I could not recall whether those that arrived after our experience brought more to burn, but I am certain that we did not immediately leave following their arrival. It might have been due to our sheer want to rest within the moment, to share more communion with those present. For me, it felt like a test, and an surmountable setback that allowed for a greater sense of community with my friends. An experience that asked more than simply being present, but to be present and active within that experience.

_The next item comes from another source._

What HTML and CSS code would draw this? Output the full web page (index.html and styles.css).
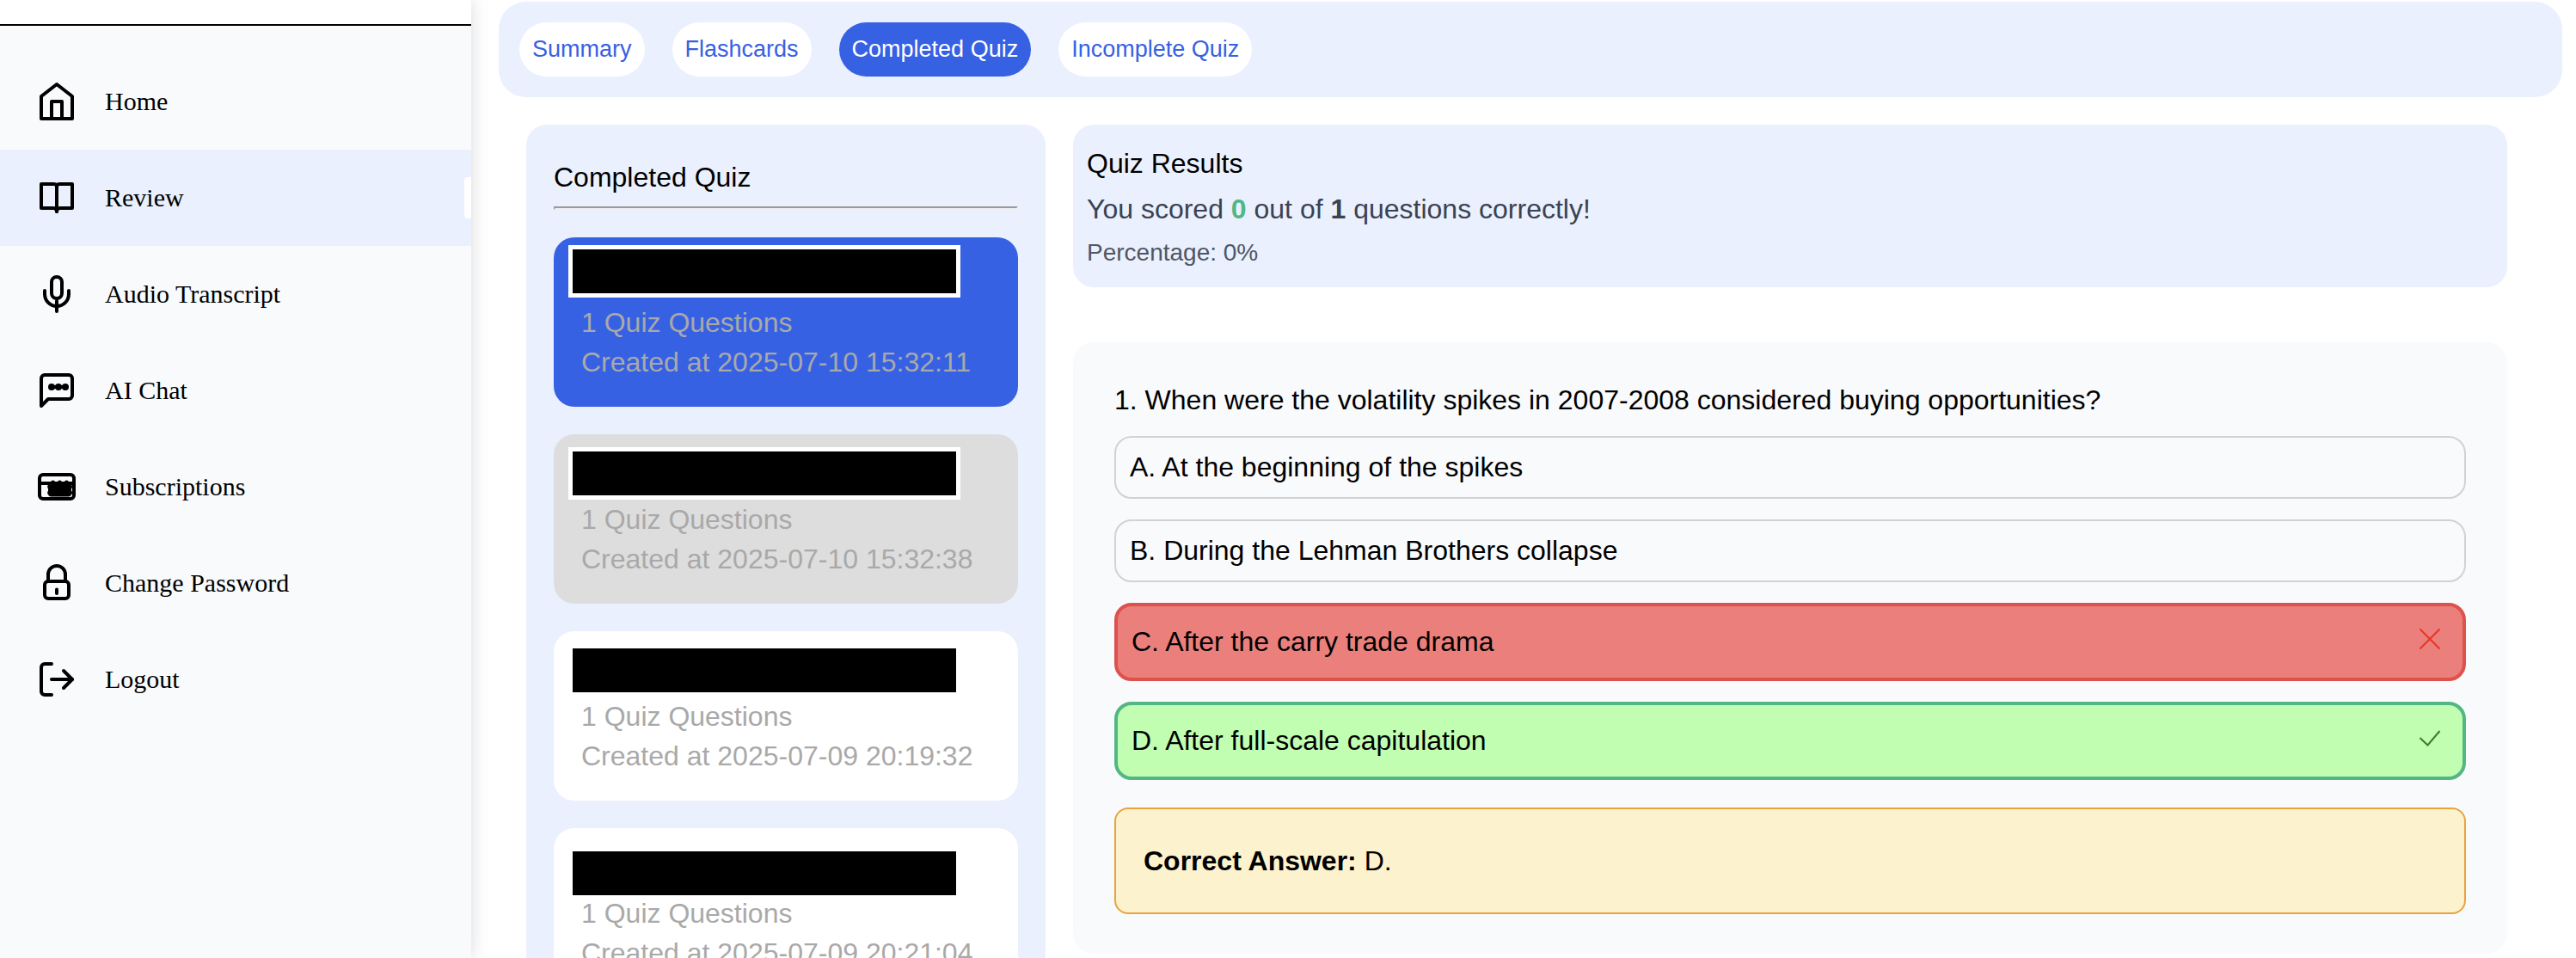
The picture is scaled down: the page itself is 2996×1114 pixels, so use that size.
FILE: index.html
```html
<!DOCTYPE html>
<html lang="en">
<head>
  <meta charset="utf-8">
  <title>Completed Quiz</title>
  <link rel="stylesheet" href="styles.css">
</head>
<body>
  <div class="app">
    <aside class="sidebar">
      <div class="sidebar-top"></div>
      <nav class="nav" aria-label="Main">
        <a class="nav-item" href="#home">
          <svg class="nav-icon" viewBox="0 0 24 24" aria-hidden="true"><path d="M3 9l9-7 9 7v13H3z"/><path d="M9 22V12h6v10"/></svg>
          Home
        </a>
        <a class="nav-item nav-item-active" href="#review" aria-current="page">
          <svg class="nav-icon" viewBox="0 0 24 24" aria-hidden="true"><path d="M12 20V5c-.3-.7-.9-1-1.800-1H3v14h7.200c1 0 1.800.6 1.800 2z"/><path d="M12 20V5c.3-.7.9-1 1.800-1H21v14h-7.200c-1 0-1.800.6-1.800 2z"/></svg>
          Review
        </a>
        <a class="nav-item" href="#audio">
          <svg class="nav-icon" viewBox="0 0 24 24" aria-hidden="true"><rect x="9" y="2" width="6" height="12.500" rx="3"/><path d="M5 10v2a7 7 0 0 0 14 0v-2"/><path d="M12 16v6"/></svg>
          Audio Transcript
        </a>
        <a class="nav-item" href="#chat">
          <svg class="nav-icon" viewBox="0 0 24 24" aria-hidden="true"><path d="M5 3h14a2 2 0 0 1 2 2v10a2 2 0 0 1-2 2H7l-4 4V5a2 2 0 0 1 2-2z"/><path d="M9 10h8"/><circle class="dot" cx="9" cy="10" r="2"/><circle class="dot" cx="13" cy="10" r="2"/><circle class="dot" cx="17" cy="10" r="2"/></svg>
          AI Chat
        </a>
        <a class="nav-item" href="#subscriptions">
          <svg class="nav-icon" viewBox="0 0 24 24" aria-hidden="true"><rect x="2" y="5" width="20" height="14" rx="2"/><path d="M2 10h20"/><rect class="dot" x="7" y="9.400" width="13.500" height="8.300" rx="1.800"/><circle class="dot" cx="9.800" cy="9.400" r="1.200"/><circle class="dot" cx="13.700" cy="9.400" r="1.200"/><circle class="dot" cx="17.700" cy="9.400" r="1.200"/><circle class="dot" cx="8" cy="12" r="1.400"/><circle class="dot" cx="8" cy="15.500" r="1.400"/><circle class="dot" cx="19.600" cy="12" r="1.400"/><circle class="dot" cx="19.600" cy="15.500" r="1.400"/></svg>
          Subscriptions
        </a>
        <a class="nav-item" href="#password">
          <svg class="nav-icon" viewBox="0 0 24 24" aria-hidden="true"><rect x="5" y="11" width="14" height="10" rx="2"/><path d="M7 11V7a5 5 0 0 1 10 0v4"/><path d="M12 15.700v2.300"/></svg>
          Change Password
        </a>
        <a class="nav-item" href="#logout">
          <svg class="nav-icon" viewBox="0 0 24 24" aria-hidden="true"><path d="M9 3H5a2 2 0 0 0-2 2v14a2 2 0 0 0 2 2h4"/><path d="M9 12h12"/><path d="M16 7l5 5-5 5"/></svg>
          Logout
        </a>
      </nav>
    </aside>

    <main class="main">
      <div class="tabs">
        <button class="tab" type="button">Summary</button>
        <button class="tab" type="button">Flashcards</button>
        <button class="tab tab-active" type="button">Completed Quiz</button>
        <button class="tab" type="button">Incomplete Quiz</button>
      </div>

      <div class="columns">
        <section class="quiz-list">
          <h2 class="quiz-list-title">Completed Quiz</h2>
          <hr class="divider">
          <div class="cards">
            <button class="card card-selected" type="button">
              <span class="card-title"></span>
              <span class="card-line">1 Quiz Questions</span>
              <span class="card-line">Created at 2025-07-10 15:32:11</span>
              <span class="cover cover-high"></span>
            </button>
            <button class="card card-hover" type="button">
              <span class="card-title"></span>
              <span class="card-line">1 Quiz Questions</span>
              <span class="card-line">Created at 2025-07-10 15:32:38</span>
              <span class="cover cover-mid"></span>
            </button>
            <button class="card" type="button">
              <span class="card-title"></span>
              <span class="card-line">1 Quiz Questions</span>
              <span class="card-line">Created at 2025-07-09 20:19:32</span>
              <span class="cover cover-mid"></span>
            </button>
            <button class="card" type="button">
              <span class="card-title"></span>
              <span class="card-line">1 Quiz Questions</span>
              <span class="card-line">Created at 2025-07-09 20:21:04</span>
              <span class="cover cover-low"></span>
            </button>
          </div>
        </section>

        <div class="detail">
          <section class="results">
            <h2 class="results-title">Quiz Results</h2>
            <p class="score">You scored <strong class="score-right">0</strong> out of <strong>1</strong> questions correctly!</p>
            <p class="percentage">Percentage: 0%</p>
          </section>

          <section class="question">
            <h3 class="question-title">1. When were the volatility spikes in 2007-2008 considered buying opportunities?</h3>
            <ul class="options">
              <li class="option">A. At the beginning of the spikes</li>
              <li class="option">B. During the Lehman Brothers collapse</li>
              <li class="option option-wrong">
                C. After the carry trade drama
                <svg class="mark" viewBox="0 0 44 44" role="img" aria-label="Wrong"><path d="M10.500 10.500l23 23M33.500 10.500l-23 23"/></svg>
              </li>
              <li class="option option-right">
                D. After full-scale capitulation
                <svg class="mark" viewBox="0 0 44 44" role="img" aria-label="Correct"><path d="M10.500 22l9 8.500 14-16.500"/></svg>
              </li>
            </ul>
            <p class="answer"><strong>Correct Answer:</strong> D.</p>
          </section>
        </div>
      </div>
    </main>
  </div>
</body>
</html>
```
FILE: styles.css
```css
* {
  box-sizing: border-box;
}

body,
h2,
h3,
p,
ul {
  margin: 0;
  padding: 0;
}

body {
  background: #fff;
  color: #000;
  font-family: "Liberation Sans", Arial, sans-serif;
  font-size: 32px;
  line-height: 46px;
}

button {
  border: 0;
  font-family: inherit;
  cursor: pointer;
}

.app {
  display: flex;
  height: 100vh;
  overflow: hidden;
}

/* Sidebar */

.sidebar {
  flex: 0 0 548px;
  background: #f9fafc;
  box-shadow: 0 0 20px rgba(0, 0, 0, 0.15);
}

.sidebar-top {
  height: 30px;
  background: #fff;
  border-bottom: 2px solid #000;
}

.nav {
  padding-top: 32px;
}

.nav-item {
  position: relative;
  display: flex;
  align-items: center;
  gap: 32px;
  height: 112px;
  padding-left: 42px;
  color: #000;
  font-family: "Liberation Serif", "Times New Roman", serif;
  font-size: 30px;
  text-decoration: none;
}

.nav-item-active {
  background: #eaf0fd;
}

.nav-item-active::after {
  content: "";
  position: absolute;
  top: 32px;
  right: 0;
  width: 8px;
  height: 48px;
  border-radius: 4px 0 0 4px;
  background: #fff;
}

.nav-icon {
  width: 48px;
  height: 48px;
  fill: none;
  stroke: #000;
  stroke-width: 2;
  stroke-linecap: round;
  stroke-linejoin: round;
}

.dot {
  fill: #000;
  stroke: none;
}

/* Tabs */

.main {
  flex: 1;
  min-width: 0;
  padding: 2px 16px 0 32px;
  overflow-y: auto;
  scrollbar-width: none;
}

.tabs {
  display: flex;
  gap: 32px;
  padding: 24px;
  border-radius: 32px;
  background: #eaf0fd;
}

.tab {
  height: 63px;
  padding: 0 15px;
  border-radius: 32px;
  background: #fff;
  color: #3761e3;
  font-size: 27px;
}

.tab-active {
  background: #3761e3;
  color: #fff;
}

/* Two columns */

.columns {
  display: grid;
  grid-template-columns: 151fr 417fr;
  align-items: start;
  gap: 32px;
  padding: 32px 64px 0 32px;
}

.quiz-list {
  padding: 38px 32px 32px;
  border-radius: 24px;
  background: #eaf0fd;
}

.quiz-list-title,
.results-title,
.question-title {
  font-size: 32px;
  font-weight: 400;
}

.divider {
  height: 4px;
  margin: 11px 0 32px;
  border: 2px solid;
  border-color: #9a9a9a #eee #eee #9a9a9a;
}

.cards {
  display: flex;
  flex-direction: column;
  gap: 32px;
}

.card {
  position: relative;
  display: flex;
  flex-direction: column;
  padding: 30px 32px 29px;
  border-radius: 24px;
  background: #fff;
  color: #a9a9a9;
  font-size: 32px;
  line-height: 46px;
  text-align: left;
}

.card-selected {
  background: #3761e3;
}

.card-hover {
  background: #ddd;
}

.card-title {
  height: 46px;
}

/* Block that hides the quiz title */
.cover {
  position: absolute;
  left: 17px;
  width: 456px;
  height: 61px;
  border: 5px solid #fff;
  background: #000;
}

.cover-high {
  top: 9px;
}

.cover-mid {
  top: 15px;
}

.cover-low {
  top: 22px;
}

/* Results */

.results {
  display: flex;
  flex-direction: column;
  gap: 7px;
  padding: 22px 16px 19px;
  border-radius: 24px;
  background: #eaf0fd;
}

.score {
  color: #3b4252;
}

.score-right {
  color: #52b687;
}

.percentage {
  color: #4f5664;
  font-size: 28px;
  line-height: 42px;
}

/* Question */

.question {
  margin-top: 64px;
  padding: 44px 48px 46px;
  border-radius: 24px;
  background: #f9fafc;
}

.options {
  display: flex;
  flex-direction: column;
  gap: 24px;
  margin-top: 19px;
  list-style: none;
}

.option {
  display: flex;
  align-items: center;
  justify-content: space-between;
  padding: 16px;
  border: 2px solid #d0d2d5;
  border-radius: 20px;
  line-height: 37px;
}

.option-wrong {
  border: 4px solid #dd524c;
  background: #eb7f7b;
}

.option-right {
  border: 4px solid #54b685;
  background: #c1feb1;
}

.mark {
  width: 44px;
  height: 44px;
  margin-bottom: 7px;
  fill: none;
  stroke: #ea3323;
  stroke-width: 2;
}

.option-right .mark {
  stroke: #377e22;
}

.answer {
  margin-top: 32px;
  padding: 37px 32px;
  border: 2px solid #e8a33d;
  border-radius: 16px;
  background: #fcf2cd;
}
```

For many of the fires I would be accompanied by my digital camera, a camera I was not often without. I documented many of our outings, making sure that should my memory fail, that there was a record of our gathering, the experiences and comradery we existed to make available for not just ourselves, but for anyone willing to sit through the pestering mosquitoes and the potential torrential downpour of a rainstorm. Bonds were made, friendships were initiated and investigated upon the shore, around the flames that licked upon the surfaces of those “borrowed” planks of pallets. Embers flowed into a deep darkness, sweeping themselves out of our presence, forever changed after having been charged with the task of providing warmth and the presentation of an opportunity to solidify and strengthen an idea of community within our network of friendships.